To do this, we wrap our network output in a sigmoid function:

\[\sigma(z) = \frac{1}{1 + e^{-z}} = \frac{e^z}{1 + e^z}\]

Then, the loss function is the negative log likelihood of:

\[\Pr(y \mid \lambda) = \Pr(y \mid \sigma[f[x, \phi]])\]

Let us denote the probability output of the network $\hat{p} = \sigma[f[x, \phi]]$.

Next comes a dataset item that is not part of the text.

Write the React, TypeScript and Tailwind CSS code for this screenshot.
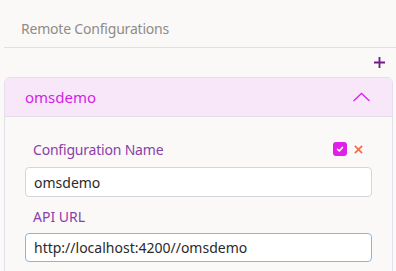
import { useEffect, useRef } from 'react';

export default function App() {
  const urlRef = useRef<HTMLInputElement>(null);

  useEffect(() => {
    const el = urlRef.current;
    if (el) {
      el.focus();
      el.setSelectionRange(0, 0);
    }
  }, []);

  return (
    <div
      className="w-[396px] h-[271px] overflow-hidden bg-[#faf9f8]"
      style={{ fontFamily: '"Noto Sans", sans-serif' }}
    >
      <div className="ml-[4px] h-[48px] border-b border-[#e2e0e6] flex items-center pl-[17px] pt-[9px]">
        <span className="text-[14px] tracking-[-0.2px] text-[#918b87]">Remote Configurations</span>
      </div>

      {/* add button */}
      <div className="h-[29px] flex items-center justify-end pr-[11px]">
        <svg className="w-[11px] h-[11px] text-[#6f1f86]" viewBox="0 0 12 12" fill="none" stroke="currentColor">
          <path strokeWidth={2} d="M6 0v12M0 6h12" />
        </svg>
      </div>

      <div className="ml-[4px] mr-[3px] border border-[#e4e0ea] rounded-t-[6px] overflow-hidden">
        <div className="h-[39px] bg-[#f8e7f9] border-b border-[#e4dde8] flex items-center justify-between pl-[20px] pr-[22px]">
          <span className="text-[15px] text-[#d21ee6]">omsdemo</span>
          <svg className="w-[17px] h-[10px] text-[#e020f0]" viewBox="0 0 17 10" fill="none" stroke="currentColor">
            <path strokeWidth={1.3} d="M0.5 9L8.5 1.5L16.5 9" />
          </svg>
        </div>

        <div className="pl-[20px] pr-[20px] pt-[22px] pb-[10px]">
          <div className="flex items-center justify-between pl-[8px] pr-[9px] h-[20px]">
            <span className="text-[14px] tracking-[-0.2px] text-[#8a3fa8]">Configuration Name</span>
            <div className="flex items-center gap-[7px]">
              <span className="w-[14px] h-[14px] rounded-[3px] bg-[#e020ea] flex items-center justify-center">
                <svg className="w-[8px] h-[8px]" viewBox="0 0 10 10" fill="none" stroke="white">
                  <path strokeWidth={2} strokeLinecap="round" strokeLinejoin="round" d="M2 5.5L4.2 7.5L8 3" />
                </svg>
              </span>
              <svg className="w-[9px] h-[9px] text-[#f26a4a]" viewBox="0 0 10 10" fill="none" stroke="currentColor">
                <path strokeWidth={1.8} d="M1 1L9 9M9 1L1 9" />
              </svg>
            </div>
          </div>

          <input
            defaultValue="omsdemo"
            className="mt-[8px] w-full h-[30px] bg-white border border-[#d5d5dc] rounded-[4px] px-[8px] text-[14px] text-[#2a2a2a] outline-none"
            style={{ fontFamily: '"Noto Sans", sans-serif' }}
          />

          <div className="pl-[8px] mt-[9px] h-[20px] flex items-center">
            <span className="text-[14px] text-[#8a3fa8]">API URL</span>
          </div>

          <input
            ref={urlRef}
            defaultValue="http://localhost:4200//omsdemo"
            className="mt-[7px] w-full h-[29px] bg-white border border-[#86b4f2] rounded-[4px] px-[8px] text-[14px] text-[#2a2a2a] outline-none caret-black"
            style={{ fontFamily: '"Noto Sans", sans-serif' }}
          />
        </div>
      </div>
    </div>
  );
}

The binary cross-entropy loss is:

$$ L[\phi] = -\sum_{i=1}^N \left[ y_i \log \hat{p}_i + (1 - y_i) \log (1 - \hat{p}_i) \right] $$

Derivation \[\begin{align*} L[\phi] &= -\sum_{i=1}^N \log \left[ \Pr(y_i \mid \sigma[f[x_i, \phi]]) \right] \\[0.5em] &= -\sum_{i=1}^N \log \left[ \Pr(y_i \mid \hat{p}_i) \right] \\[0.5em] &= -\sum_{i=1}^N \log \left[ \hat{p}_i^{y_i} (1 - \hat{p}_i)^{1-y_i} \right] \\[0.5em] &= -\sum_{i=1}^N [ y_i \log \hat{p}_i + (1 - y_i) \log (1 - \hat{p}_i) ] \\[0.5em] \end{align*}\]

Multi-Class Cross-Entropy Loss

For multi-class classification, this is just a generalization of the binary classification:

\[\Pr(y = k) = \lambda_k \land \sum_{k=1}^K \lambda_k = 1\]

Binary classification is a special case of multi-class classification, where $K = 2$, but since $\lambda_1 + \lambda_2 = 1$, we just use one parameter $\lambda$ and $1 - \lambda$.

Instead of the sigmoid function, we wrap our model output in a softmax function:

$$ \text{softmax}_k(z) = \frac{e^{z_k}}{\sum_{j=1}^K e^{z_j}} $$

Loss function is the negative log likelihood of training data:

\[\begin{align*} L[\phi] &= - \sum_{i=1}^N \log \biggl[ \text{softmax}_{y_i}\left[f[x_i, \phi]\right] \biggr] \\[0.5em] &= - \sum_{i=1}^N \biggl( f_{y_i}[x_i, \phi] - \log \left[\sum_{j=1}^K \text{exp}(f_j[x_i, \phi])\right] \biggr) \end{align*}\]

Though, it is common to use the following form:

$$ L[\phi] = \frac{1}{N}\sum_{i=1}^N l_i = - \frac{1}{N}\sum_{i=1}^{N}\sum_{k=1}^C y_{ik} \log \hat{p}_{ik} $$

where $y_{i}$ is the one-hot encoded vector of the true label, and $\hat{p}_i$ is the softmax output of the model.